Most people have a number of questions concerning their retirement, including:
Have I saved enough money to provide an income for the rest of my life?
What if I suffer a serious illness or injury requiring long term care?
What if the market suffers a sustained downturn during retirement?
How will I be able to afford healthcare and prescription drugs?
We are here to answer your questions and to see if we’re a good fit to provide you with a goal-based retirement plan.
If you’re married and haven’t done so already, you should discuss if you have similar or different ideas of your ideal retirement and plan accordingly.
We can discuss and evaluate long term care insurance alternatives as a way to transfer the extremely high cost of providing health care, have options for the type of care (home or facility) and protect your assets.
Providing a retirement income by de-cumulating your assets is one of the most difficult financial times we will all face. Making errors at this point can be irrecoverable, affecting whether you last longer than your income does.
Our investment goal is to determine how to best create a retirement income that will last a lifetime.
Three very important financial risks in retirement are:
- Timing: what if you retire during a significant market downturn.
- Inflation: will your income that keeps pace with rising costs.
- Longevity: will your retirement income last a lifetime.
We help determine the appropriate way for you to either transfer or avoid the three most important financial risks based on your risk tolerance and life expectancy. We continue to monitor your results to see if you’re on the right financial path and make adjustment when needed.
The advantage of time:
When it comes to saving for retirement, time really is money. The reason is compounding – the snowball effect that occurs when the earnings on your investment begins to generate their own earnings. Over longer periods, it potentially can have a substantial impact on the growth of your money.
The value of an early start:
Thirty-five year old Eve is an early bird.
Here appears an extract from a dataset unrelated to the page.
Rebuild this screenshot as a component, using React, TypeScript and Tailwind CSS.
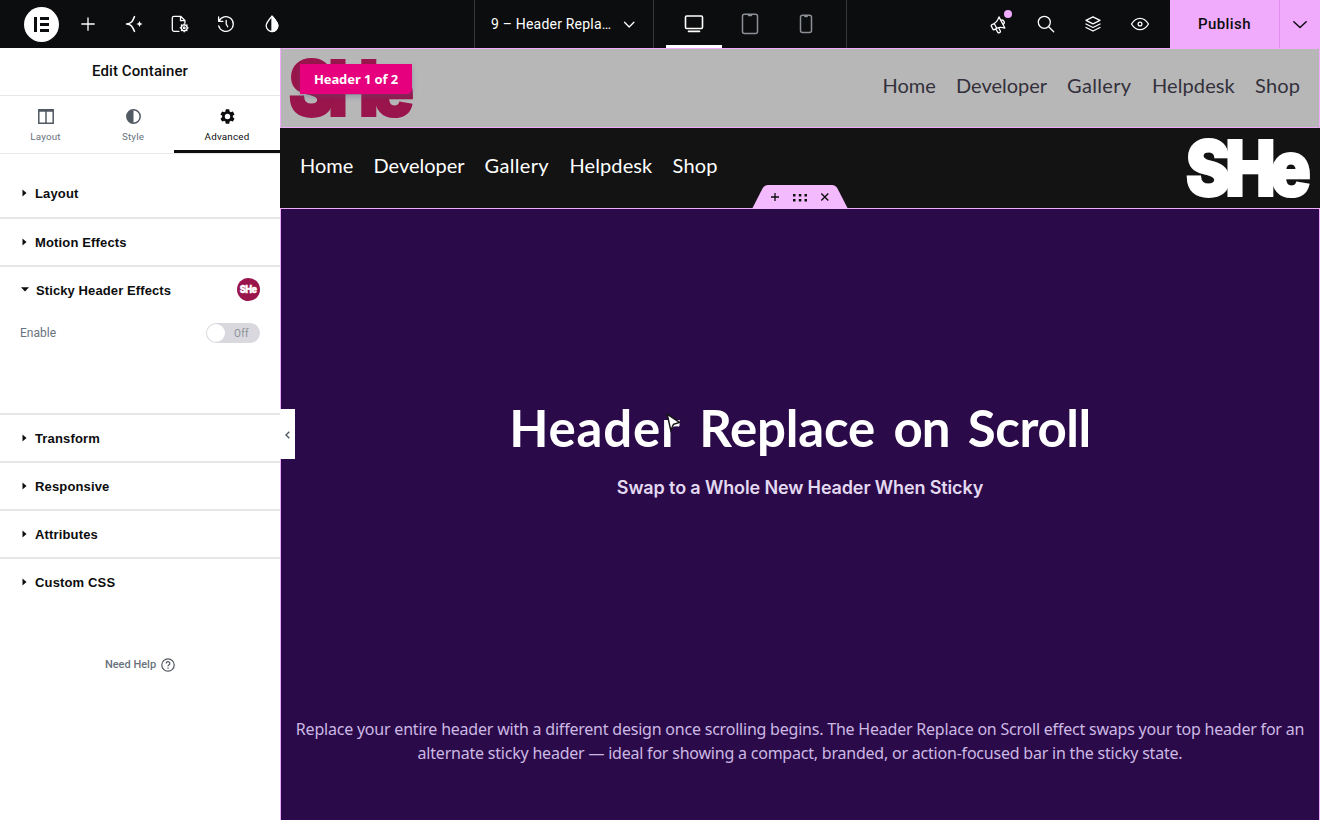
import type { ReactNode } from 'react';

function Icon({ children, size = 24, className = '' }: { children: ReactNode; size?: number; className?: string }) {
  return (
    <svg
      width={size}
      height={size}
      viewBox="0 0 24 24"
      fill="none"
      stroke="currentColor"
      strokeWidth={1.3}
      strokeLinecap="round"
      strokeLinejoin="round"
      className={className}
    >
      {children}
    </svg>
  );
}

function SheLogo({ className = '' }: { className?: string }) {
  return (
    <svg viewBox="0 0 124 62" className={`overflow-visible ${className}`} fill="currentColor" stroke="currentColor">
      <text
        x="-1.200"
        y="59"
        textLength="120"
        lengthAdjust="spacingAndGlyphs"
        fontFamily="Inter, sans-serif"
        fontWeight="900"
        fontSize="77"
        letterSpacing="-6"
        strokeWidth="2"
      >
        SHe
      </text>
    </svg>
  );
}

function TopBar() {
  return (
    <header className="flex h-12 w-full shrink-0 bg-[#0c0d0e] text-white">
      <div className="flex w-[474px] items-center pl-6">
        <div className="flex size-[35px] items-center justify-center rounded-full bg-white">
          <svg width="15" height="15" viewBox="0 0 15 15" fill="#0c0d0e">
            <path d="M0 0h3v15H0zM6 0h9v3H6zM6 6h9v3H6zM6 12h9v3H6z" />
          </svg>
        </div>
        <div className="ml-[6px] flex">
          <div className="flex w-[46px] justify-center">
            <Icon><path d="M12 5.8v12.400M5.800 12h12.400" /></Icon>
          </div>
          <div className="flex w-[46px] justify-center">
            <Icon>
              <path d="M4.500 12c4.800 0 6-2.600 8-7.400M4.500 12c4.800 0 6 2.600 8 7.400" strokeWidth={1.500} />
              <path d="M17.500 9l.9 2.100 2.100.9-2.100.9-.9 2.100-.9-2.100-2.100-.9 2.100-.9z" fill="currentColor" stroke="none" />
            </Icon>
          </div>
          <div className="flex w-[46px] justify-center">
            <Icon>
              <path d="M11 19.300H6a1.700 1.700 0 0 1-1.700-1.700V6A1.700 1.700 0 0 1 6 4.300h6.600l4.300 4.200v2.700M12.500 4.500v4.200h4.200" />
              <circle cx="16.200" cy="15.800" r="3" />
              <circle cx="16.200" cy="15.800" r=".9" />
              <path d="M16.200 11.800v1M16.200 18.800v1M12.200 15.800h1M19.200 15.800h1M13.400 13l.7.7M18.300 17.900l.7.7M19 13l-.7.7M14.100 17.900l-.7.7" />
            </Icon>
          </div>
          <div className="flex w-[46px] justify-center">
            <Icon>
              <path d="M5 9.200a7.400 7.400 0 1 1-.3 4.600M4.600 5v4.300h4.300M12.200 8.300V12l1.500 2.700" />
            </Icon>
          </div>
          <div className="flex w-[46px] justify-center">
            <Icon>
              <path d="M12 4.200c3.500 4 5.800 6.300 5.800 9.500a5.800 5.800 0 0 1-11.600 0c0-3.200 2.300-5.500 5.800-9.500z" />
              <path d="M12 4.200c3.500 4 5.800 6.300 5.800 9.500a5.800 5.800 0 0 1-5.800 5.800z" fill="currentColor" />
            </Icon>
          </div>
        </div>
      </div>

      <div className="flex w-[180px] items-center border-x border-[#35373a] pb-px pl-4 font-[Roboto,sans-serif] text-sm">
        <span className="w-[126px] whitespace-nowrap tracking-[0.200px]">9 – Header Repla…</span>
        <Icon size={24}><path d="M7.500 10.300l4.700 4.700 4.700-4.700" /></Icon>
      </div>

      <div className="flex w-[193px] border-r border-[#35373a] pl-3">
        <div className="flex w-14 items-center justify-center border-b-[3px] border-white pt-[3px]">
          <Icon>
            <rect x="3.500" y="4" width="17" height="12.500" rx="1.200" strokeWidth={1.600} />
            <path d="M6.500 19.400h11" strokeWidth={1.600} />
          </Icon>
        </div>
        <div className="flex w-14 items-center justify-center text-[#8b9096]">
          <Icon>
            <rect x="4.500" y="2.200" width="15" height="19.400" rx="2" strokeWidth={1.500} />
            <path d="M10.500 3.600h3" strokeWidth={1.500} />
          </Icon>
        </div>
        <div className="flex w-14 items-center justify-center text-[#8b9096]">
          <Icon>
            <rect x="6.500" y="3.200" width="11" height="17.400" rx="2" strokeWidth={1.500} />
            <path d="M10.800 4.600h2.400" strokeWidth={1.500} />
          </Icon>
        </div>
      </div>

      <div className="flex flex-1 items-center justify-end pr-[7px]">
        <div className="relative flex w-[47px] justify-center">
          <Icon>
            <g transform="rotate(-28 12 12)">
              <path d="M8 9.300v5.400H5.200a1 1 0 0 1-1-1v-3.400a1 1 0 0 1 1-1zM8 9.300c3 0 5.300-1.600 7.300-3.600v12.600c-2-2-4.300-3.600-7.300-3.600M15.300 9.700a2.300 2.300 0 0 1 0 4.600M7 14.700v3.800a1.300 1.300 0 0 0 1.300 1.300h.6a1 1 0 0 0 1-1v-3.600" />
            </g>
          </Icon>
          <span className="absolute -top-[2px] right-[10px] size-2 rounded-full bg-[#f0abfc]" />
        </div>
        <div className="flex w-[47px] justify-center">
          <Icon><circle cx="10.300" cy="10.300" r="6" /><path d="M14.700 14.700l5 5" /></Icon>
        </div>
        <div className="flex w-[47px] justify-center">
          <Icon>
            <path d="M12 4.800l7 3.500-7 3.500-7-3.500zM5 12l7 3.500 7-3.500M5 15.500l7 3.500 7-3.500" />
          </Icon>
        </div>
        <div className="flex w-[47px] justify-center">
          <Icon>
            <path d="M3.500 12c2.300-3.800 5.100-5.700 8.500-5.700s6.200 1.900 8.500 5.700c-2.300 3.800-5.100 5.700-8.500 5.700S5.800 15.800 3.500 12z" />
            <circle cx="12" cy="12" r="1.900" />
          </Icon>
        </div>
      </div>

      <div className="flex w-[150px] bg-[#f0abfc] font-[Roboto,sans-serif] text-[#0c0d0e]">
        <div className="flex w-[110px] items-center justify-center border-r border-[#e38df2] text-[15px] font-medium tracking-[0.400px]">
          Publish
        </div>
        <div className="flex flex-1 items-center justify-center">
          <Icon className="shrink-0"><path d="M5.800 9.700l6.200 5.800 6.200-5.800" strokeWidth={1.500} /></Icon>
        </div>
      </div>
    </header>
  );
}

function SectionRow({ title, className = 'border-b-2 pt-[2px]' }: { title: string; className?: string }) {
  return (
    <div className={`flex h-12 items-center border-[#e6e6e8] pl-[22px] ${className}`}>
      <svg width="5" height="8" viewBox="0 0 5 8" className="mb-[3px] fill-[#0c0d0e]"><path d="M.5.500l4 3.500-4 3.500z" /></svg>
      <span className="ml-2 text-[13px] font-bold tracking-[0.150px] text-[#0c0d0e]">{title}</span>
    </div>
  );
}

function Panel() {
  return (
    <aside className="flex w-[280px] shrink-0 flex-col bg-white font-[Roboto,sans-serif]">
      <div className="flex h-12 items-center justify-center border-b border-[#e6e8ea] pb-px text-[15px] font-medium tracking-[0.100px] text-[#0c0d0e]">
        Edit Container
      </div>
      <div className="flex h-[58px] border-b border-[#e6e8ea] text-[9.800px] tracking-[0.200px] text-[#69727d]">
        <div className="flex w-[91px] flex-col items-center pt-[13px]">
          <svg width="16" height="15" viewBox="0 0 16 15" fill="none" stroke="#515962" strokeWidth="1.500">
            <path d="M.8.800h14.400v13.400H.8zM8 .8v13.400M.8 2h14.400" />
          </svg>
          <span className="mt-[6px]">Layout</span>
        </div>
        <div className="flex w-[84px] flex-col items-center pt-[13px]">
          <svg width="15" height="15" viewBox="0 0 15 15">
            <circle cx="7.500" cy="7.500" r="6.700" fill="none" stroke="#515962" strokeWidth="1.500" />
            <path d="M7.500 1a6.500 6.500 0 0 0 0 13z" fill="#515962" />
          </svg>
          <span className="mt-[6px]">Style</span>
        </div>
        <div className="-mb-px -ml-px flex h-[57px] w-[106px] flex-col items-center border-b-[3px] border-[#0c0d0e] pt-[13px] text-[#0c0d0e]">
          <svg width="15" height="15" viewBox="3 2 18 20" fill="#0c0d0e">
            <path d="M19.140 12.940c.04-.3.060-.61.060-.94s-.02-.64-.07-.94l2.030-1.580a.49.490 0 0 0 .12-.61l-1.920-3.320a.49.490 0 0 0-.59-.22l-2.390.96a7 7 0 0 0-1.620-.94l-.36-2.540A.48.480 0 0 0 13.920 2.400h-3.840a.48.480 0 0 0-.47.410l-.36 2.540c-.59.240-1.130.570-1.620.940l-2.390-.96a.48.480 0 0 0-.59.220L2.740 8.870a.48.480 0 0 0 .12.610l2.030 1.580a7.500 7.500 0 0 0 0 1.880l-2.030 1.580a.49.490 0 0 0-.12.610l1.920 3.320c.12.220.37.290.59.220l2.390-.96c.5.380 1.030.700 1.620.940l.36 2.540c.05.240.240.410.480.410h3.840c.24 0 .44-.17.470-.41l.36-2.540a7 7 0 0 0 1.620-.94l2.390.96c.22.080.47 0 .59-.22l1.920-3.320a.48.480 0 0 0-.12-.61zM12 15.600a3.600 3.600 0 1 1 0-7.200 3.600 3.600 0 0 1 0 7.200z" />
          </svg>
          <span className="mt-[6px]">Advanced</span>
        </div>
      </div>

      <div className="mt-[17px] font-['Liberation_Sans',sans-serif]">
        <SectionRow title="Layout" className="border-b-2" />
        <SectionRow title="Motion Effects" />
        <div className="h-[148px] border-b-2 border-[#e6e6e8]">
          <div className="flex h-[46px] items-center pr-5 pl-[21px]">
            <svg width="8" height="5" viewBox="0 0 8 5" className="mb-[1px] fill-[#0c0d0e]"><path d="M0 .3h8L4 4.500z" /></svg>
            <span className="ml-[7px] flex-1 pt-[2px] text-[13px] font-bold tracking-[0.100px] text-[#0c0d0e]">Sticky Header Effects</span>
            <span className="mb-px flex size-[23px] items-center justify-center rounded-full bg-[#99154b]">
              <SheLogo className="h-[9px] w-[17px] text-white" />
            </span>
          </div>
          <div className="mt-[10px] flex items-center justify-between px-5 font-[Roboto,sans-serif]">
            <span className="text-xs text-[#69727d]">Enable</span>
            <span className="flex h-5 w-[54px] items-center rounded-full bg-[#d9d8df] text-[10px] text-[#8b8f96]">
              <span className="ml-px size-[18px] rounded-full bg-white" />
              <span className="ml-[9px] tracking-[0.300px]">Off</span>
            </span>
          </div>
        </div>
        <SectionRow title="Transform" />
        <SectionRow title="Responsive" />
        <SectionRow title="Attributes" />
        <SectionRow title="Custom CSS" className="" />
      </div>

      <div className="mt-[50px] flex items-center justify-center text-[11px] font-medium text-[#69727d]">
        Need Help
        <svg width="14" height="14" viewBox="0 0 14 14" fill="none" stroke="#515962" strokeWidth="1.200" className="ml-[5px]">
          <circle cx="7" cy="7" r="6.200" />
          <path d="M5.200 5.500a1.800 1.800 0 1 1 2.700 1.500c-.6.400-.9.600-.9 1.300M7 9.500v1.200" />
        </svg>
      </div>
    </aside>
  );
}

function Nav({ className }: { className: string }) {
  return (
    <nav className={`flex pb-[6px] font-[Lato,sans-serif] text-[20px] whitespace-nowrap ${className}`}>
      <span className="w-[73.500px]">Home</span>
      <span className="w-[111px]">Developer</span>
      <span className="w-[85px] tracking-[0.350px]">Gallery</span>
      <span className="w-[103px] tracking-[0.100px]">Helpdesk</span>
      <span className="w-[47px] tracking-[0.200px]">Shop</span>
    </nav>
  );
}

function Canvas() {
  return (
    <main className="relative flex min-w-0 flex-1 flex-col">
      <div className="relative flex h-20 shrink-0 items-center justify-between border border-[#f0abfc] bg-[#b7b7b7] pr-[17px] pl-[9px]">
        <SheLogo className="h-[62px] w-[124px] text-[#99154b]" />
        <Nav className="text-[#33303b]" />
        <span className="absolute top-[15px] left-[19px] flex h-[30px] w-28 items-center justify-center rounded-br-[5px] bg-[#e6007e] pt-px font-['Noto_Sans',sans-serif] text-[13px] font-bold tracking-[-0.100px] whitespace-nowrap text-white shadow-[0_3px_5px_rgba(80,90,130,0.3)]">
          Header 1 of 2
        </span>
      </div>
      <div className="flex h-20 shrink-0 items-center justify-between bg-[#131313] pr-[9px] pl-5">
        <Nav className="text-white" />
        <SheLogo className="h-[62px] w-[124px] text-white" />
      </div>

      <section className="relative flex flex-1 flex-col items-center border-x border-t border-[#f0abfc] bg-[#2b0a49] text-center">
        <div className="absolute -top-6 left-[471px] h-6 w-24">
          <svg width="96" height="24" viewBox="0 0 96 24">
            <path d="M0 24L10.500 3.500Q12.300 0 16 0h64q3.700 0 5.500 3.500L96 24z" fill="#f3bafd" />
            <path d="M23 8v8M19 12h8M69.300 8.500l7 7M76.300 8.500l-7 7" stroke="#0c0d0e" strokeWidth="1.300" />
            <path d="M41 9h2.500v2.500H41zM46.800 9h2.500v2.500h-2.500zM52.500 9H55v2.500h-2.500zM41 14h2.500v2.500H41zM46.800 14h2.500v2.500h-2.500zM52.500 14H55v2.500h-2.500z" fill="#0c0d0e" />
          </svg>
        </div>
        <h1 className="mt-[187px] font-[Lato,sans-serif] text-[51px] leading-[64px] font-bold whitespace-nowrap text-white [word-spacing:6px]">
          <span className="tracking-[0.800px]">Header</span> <span className="tracking-[-0.200px]">Replace</span>{' '}
          <span className="tracking-[-1px]">on</span> <span className="tracking-[-0.400px]">Scroll</span>
        </h1>
        <p className="mt-[16px] font-[Inter,sans-serif] text-[18px] leading-6 font-semibold tracking-[-0.130px] whitespace-nowrap text-[#e3d9f0]">
          Swap to a Whole New Header When Sticky
        </p>
        <div className="mt-[217px] font-['Noto_Sans',sans-serif] text-[16px] leading-6 tracking-[-0.215px] whitespace-nowrap text-[#cbb9e4]">
          <p>Replace your entire header with a different design once scrolling begins. The Header Replace on Scroll effect swaps your top header for an</p>
          <p>alternate sticky header — ideal for showing a compact, branded, or action-focused bar in the sticky state.</p>
        </div>
        <svg width="15" height="20" viewBox="0 0 15 20" className="absolute top-[204px] left-[385px]">
          <path d="M1.200 1.200l12.300 8.300-6 1.800-2.700 6z" fill="#fff" stroke="#151515" strokeWidth="1.500" />
        </svg>
      </section>

      <button className="absolute top-[361px] left-0 flex h-[50px] w-[15px] items-center justify-center bg-white pt-px text-[#515962]">
        <svg width="5" height="8" viewBox="0 0 5 8" fill="none" stroke="currentColor" strokeWidth="1.400"><path d="M4.300.700L1 4l3.300 3.300" /></svg>
      </button>
    </main>
  );
}

export default function App() {
  return (
    <div className="flex h-[820px] w-[1320px] flex-col overflow-hidden">
      <TopBar />
      <div className="flex min-h-0 flex-1">
        <Panel />
        <Canvas />
      </div>
    </div>
  );
}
She puts $1000 a month into her retirement plan every year until she is 45. After contributing $120,000 for those 10 years, she never adds another dime.
Paul, on the other hand, is a procrastinator. He doesn’t tuck anything away until he is 45. He saves $1000 a month, but continues for 20 years, until age 65. His contributions total $240,000.
With an annual return of 7%, who wins? Paul is clearly in a good position, having accumulated $492,000 at age 65. Despite saving $120,000 less, Eve still maintains a substantial edge, accumulating $642,000 at age 65.
Eve’s extra 10 years of compounding more than makes up for the shortfall in her contributions. Eve, the early investor, comes out $150,000 ahead in 30 years. Most likely, Eve would have continued to contribute, adding to her advantage.